I decided to bring a tripod and a Vixen Polaris travel mount on a 1 week trip to the south of Portugal (São Brás de Alportel, 37°9’8.8″N, 7°56’27.4″W, alt=236m). Managed to observe comet 252P/LINEAR on a number of occasions. Below image was from the first night, april 6th, when the comet was near the globular cluster M14. On the night of april 7th, the comet was visible to the naked eye. I estimated it’s brightness at +5.7 using 8.5×42 binoculars, with a coma diameter of 45′ and DC=3.
Minutes after parking the telescope and closing down the observatory, the skies cleared. Quickly opened up the observatory again, piggybacked the Canon 60D and 200mm on the mount and took some 1 minute shots. Comet C/2013 US10 (Catalina) was easily visible in 8.5×42 binoculars.
First night in 2016 at public observatory Bussloo under a perfect clear sky. A lot of visitors at the observatory, therefore just 2 images of the comet.
Accidently woke up early, took a shower and looking at my alarmclock realized it was only 3.30 a.m. The skies were clear so I decided to head out to my observing site and have a go at comet Catalina. The comet was clearly visible with 8.5×42 binoculairs.
Comet C/2014 S2 (PanSTARRS) is still visible in the northern hemisphere. Despite the stormy conditions I managed to take a number of 1 minute unguided shots with the William Optics Star 71 pggybacked on the observatories’ AP 1100GTO.

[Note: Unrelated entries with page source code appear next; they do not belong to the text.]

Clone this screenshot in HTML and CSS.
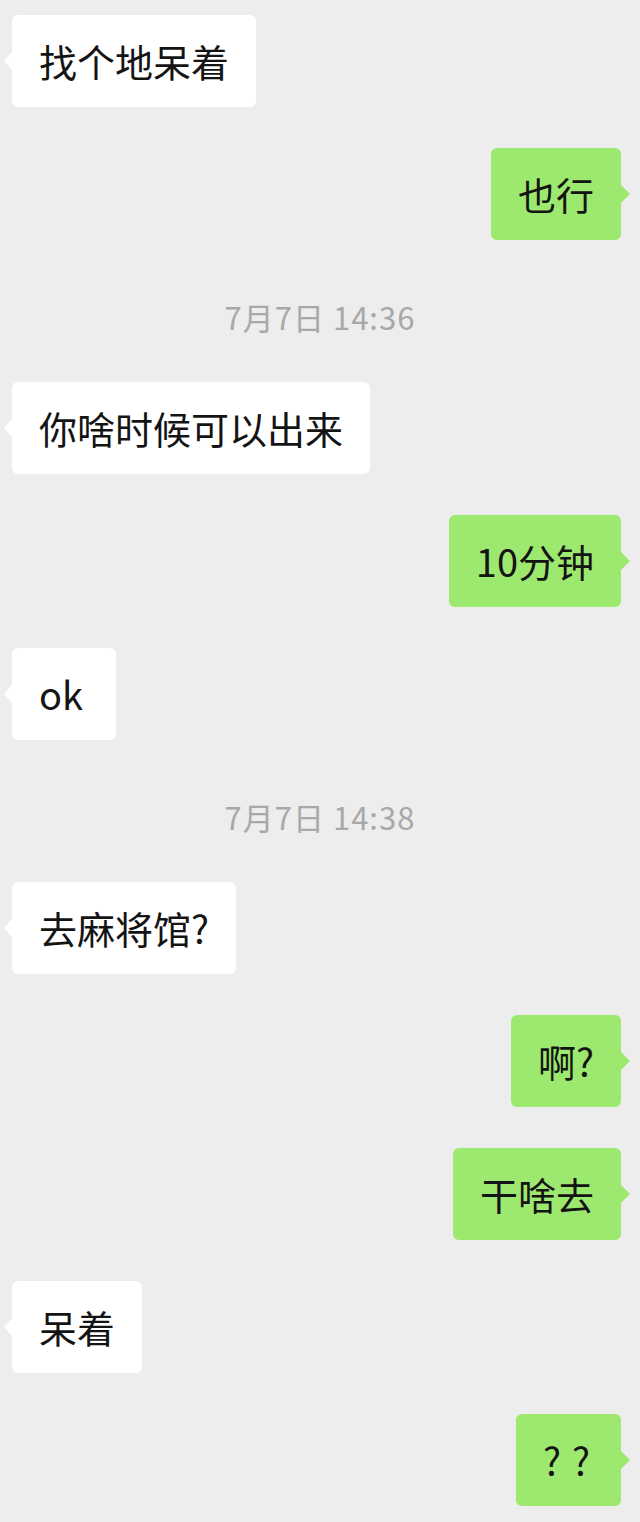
FILE: index.html
```html
<!DOCTYPE html>
<html lang="zh-CN">
<head>
<meta charset="utf-8">
<title>聊天</title>
<link rel="stylesheet" href="styles.css">
</head>
<body>
<div class="chat">
  <div class="row left"><div class="bubble">找个地呆着</div></div>
  <div class="row right"><div class="bubble">也行</div></div>
  <div class="time">7月7日 14:36</div>
  <div class="row left"><div class="bubble">你啥时候可以出来</div></div>
  <div class="row right"><div class="bubble">10分钟</div></div>
  <div class="row left"><div class="bubble latin">ok</div></div>
  <div class="time">7月7日 14:38</div>
  <div class="row left"><div class="bubble">去麻将馆?</div></div>
  <div class="row right"><div class="bubble">啊?</div></div>
  <div class="row right"><div class="bubble">干啥去</div></div>
  <div class="row left"><div class="bubble">呆着</div></div>
  <div class="row right"><div class="bubble qq">??</div></div>
</div>
</body>
</html>
```
FILE: styles.css
```css
html, body {
  margin: 0;
  padding: 0;
  background: #ededed;
}
body {
  font-family: "Noto Sans CJK SC", "Noto Sans", sans-serif;
  color: #141414;
}
.chat {
  display: flex;
  flex-direction: column;
  gap: 41px;
  padding-top: 15px;
  padding-bottom: 20px;
}
.row {
  display: flex;
}
.row.left {
  justify-content: flex-start;
  padding-left: 12px;
}
.row.right {
  justify-content: flex-end;
  padding-right: 19px;
}
.bubble {
  position: relative;
  font-size: 38px;
  line-height: 52px;
  padding: 20px 27px;
  border-radius: 6px;
  background: #ffffff;
  white-space: nowrap;
}
.right .bubble {
  background: #9de96f;
}
.left .bubble::before {
  content: "";
  position: absolute;
  left: -8px;
  top: 37px;
  border-top: 9px solid transparent;
  border-bottom: 9px solid transparent;
  border-right: 8px solid #ffffff;
}
.right .bubble::after {
  content: "";
  position: absolute;
  right: -9px;
  top: 37px;
  border-top: 9px solid transparent;
  border-bottom: 9px solid transparent;
  border-left: 9px solid #9de96f;
}
.bubble.latin {
  padding-right: 33px;
}
.bubble.qq {
  letter-spacing: 11px;
  padding-right: 20px;
}
.time {
  text-align: center;
  font-size: 31px;
  letter-spacing: 1px;
  line-height: 30px;
  color: #a8a8a8;
  margin-top: 21px;
  margin-bottom: 9px;
}
```
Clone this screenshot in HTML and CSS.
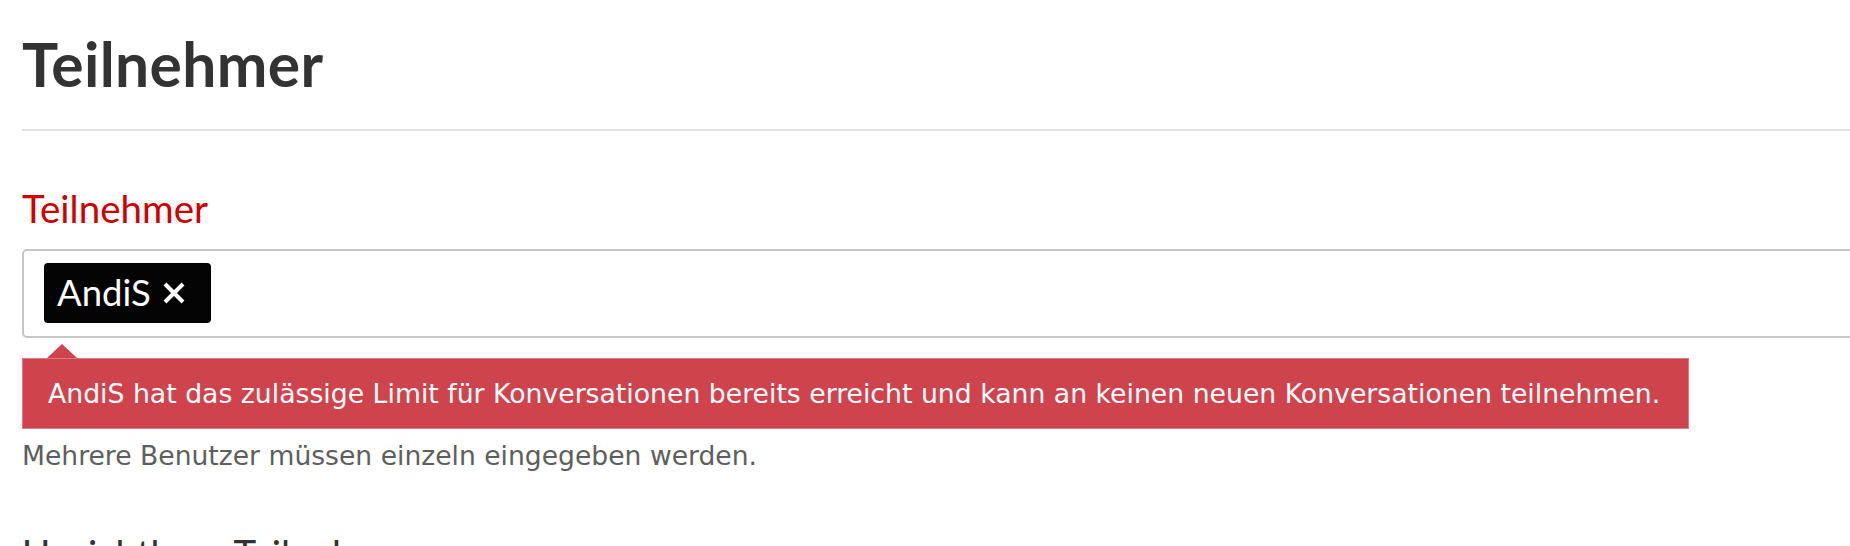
FILE: index.html
```html
<!DOCTYPE html>
<html lang="de">
<head>
<meta charset="utf-8">
<title>Teilnehmer</title>
<link rel="stylesheet" href="styles.css">
</head>
<body>
<div class="page">
  <h1 class="title">Teilnehmer</h1>
  <hr class="divider">
  <div class="field">
    <label class="field-label is-error">Teilnehmer</label>
    <div class="token-input">
      <span class="token"><span class="token-text">AndiS</span><svg class="token-x" viewBox="0 0 24 24" width="24" height="24"><path d="M3 3 L21 21 M21 3 L3 21" stroke="#fff" stroke-width="4" fill="none"/></svg></span>
    </div>
    <div class="error-tip"><span class="tip-arrow"></span>AndiS hat das zulässige Limit für Konversationen bereits erreicht und kann an keinen neuen Konversationen teilnehmen.</div>
    <p class="hint">Mehrere Benutzer müssen einzeln eingegeben werden.</p>
  </div>
  <div class="field field-next">
    <label class="field-label">Unsichtbare Teilnehmer</label>
  </div>
</div>
</body>
</html>
```

FILE: styles.css
```css
html, body {
  margin: 0;
  padding: 0;
  background: #fff;
  overflow: hidden;
}

.page {
  width: 1900px;
  padding: 30px 0 0 22px;
  box-sizing: border-box;
}

.title {
  margin: 0;
  font-family: Lato, "Liberation Sans", sans-serif;
  font-weight: 700;
  font-size: 60.5px;
  letter-spacing: 0.35px;
  line-height: 68px;
  color: #333333;
}

.divider {
  margin: 31px 0 0;
  height: 0;
  border: 0;
  border-top: 2px solid #e2e2e2;
}

.field {
  margin-top: 55px;
}

.field-next {
  margin-top: 60px;
}

.field-label {
  display: block;
  font-family: Lato, "Liberation Sans", sans-serif;
  font-size: 38.5px;
  line-height: 45px;
  color: #333333;
}

.field-label.is-error {
  color: #cc0000;
}

.token-input {
  margin-top: 18px;
  display: flex;
  border: 2px solid #c6c6c6;
  border-radius: 5px;
  padding: 12px 20px 13px;
}

.token {
  display: inline-flex;
  align-items: center;
  gap: 11px;
  height: 60px;
  box-sizing: border-box;
  padding: 0 25px 2px 13px;
  background: #040404;
  color: #ffffff;
  border-radius: 4px;
  font-family: Lato, "Liberation Sans", sans-serif;
  font-size: 36.5px;
}

.token-text {
  line-height: 58px;
}

.token-x {
  display: block;
  margin-top: 2px;
}

.error-tip {
  position: relative;
  width: fit-content;
  margin-top: 20px;
  padding: 19px 28px 19px 25px;
  background: #cf434d;
  border: 1px solid #dc7880;
  color: #ffffff;
  font-family: "DejaVu Sans", Verdana, sans-serif;
  font-size: 26.7px;
  line-height: 31px;
  white-space: nowrap;
}

.tip-arrow {
  position: absolute;
  left: 24px;
  top: -15px;
  width: 0;
  height: 0;
  border-left: 15px solid transparent;
  border-right: 15px solid transparent;
  border-bottom: 14px solid #cf434d;
}

.hint {
  margin: 12px 0 0;
  font-family: "DejaVu Sans", Verdana, sans-serif;
  font-size: 26.6px;
  line-height: 30px;
  color: #5e5e5e;
}
```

The first indication of winter; a strong easterly wind bringing clear skies. Mark-Jaap and myself headed for the observatory for some astrophotography. First object was comet C/2014 S2 (PanSTARRS) very close the Polaris. Piggybacked my William Optics Star 71 on the observatories’ AP 1100GTO for some unguided 1 minute shots. Next tried to locate comets Lovejoy and Jacques, but these seem to have gone out of reach for my setup. Ended the session with a couple of 2 minute shots of NGC7000, the North America nebula.
Very poor conditions; high clouds, humid and a very light sky background. Couldn’t get rid of a strong gradient caused by light pollution.
In spite of the first quarter moon and low clouds, Lovejoy was easily visible with binoculars.
Conditions were not as good as last week, but Lovejoy was still remarkably active. No brightness estimate this time, due to a bright star too close to the comet.
Finally clear skies and the moon out the way. Arrived early at public observatory Bussloo and piggy-backed the camera on the AP 1100 GTO mount. With short focal lengths this mount does not need autoguiding. At magnitude 4.7 the comet was still clearly visible to the naked eye. A pair of 8.5×42 binoculars showed a nice gas tail. A lot of visitors, there were some 80 in total, also got a glimpse of the comet through binoculars.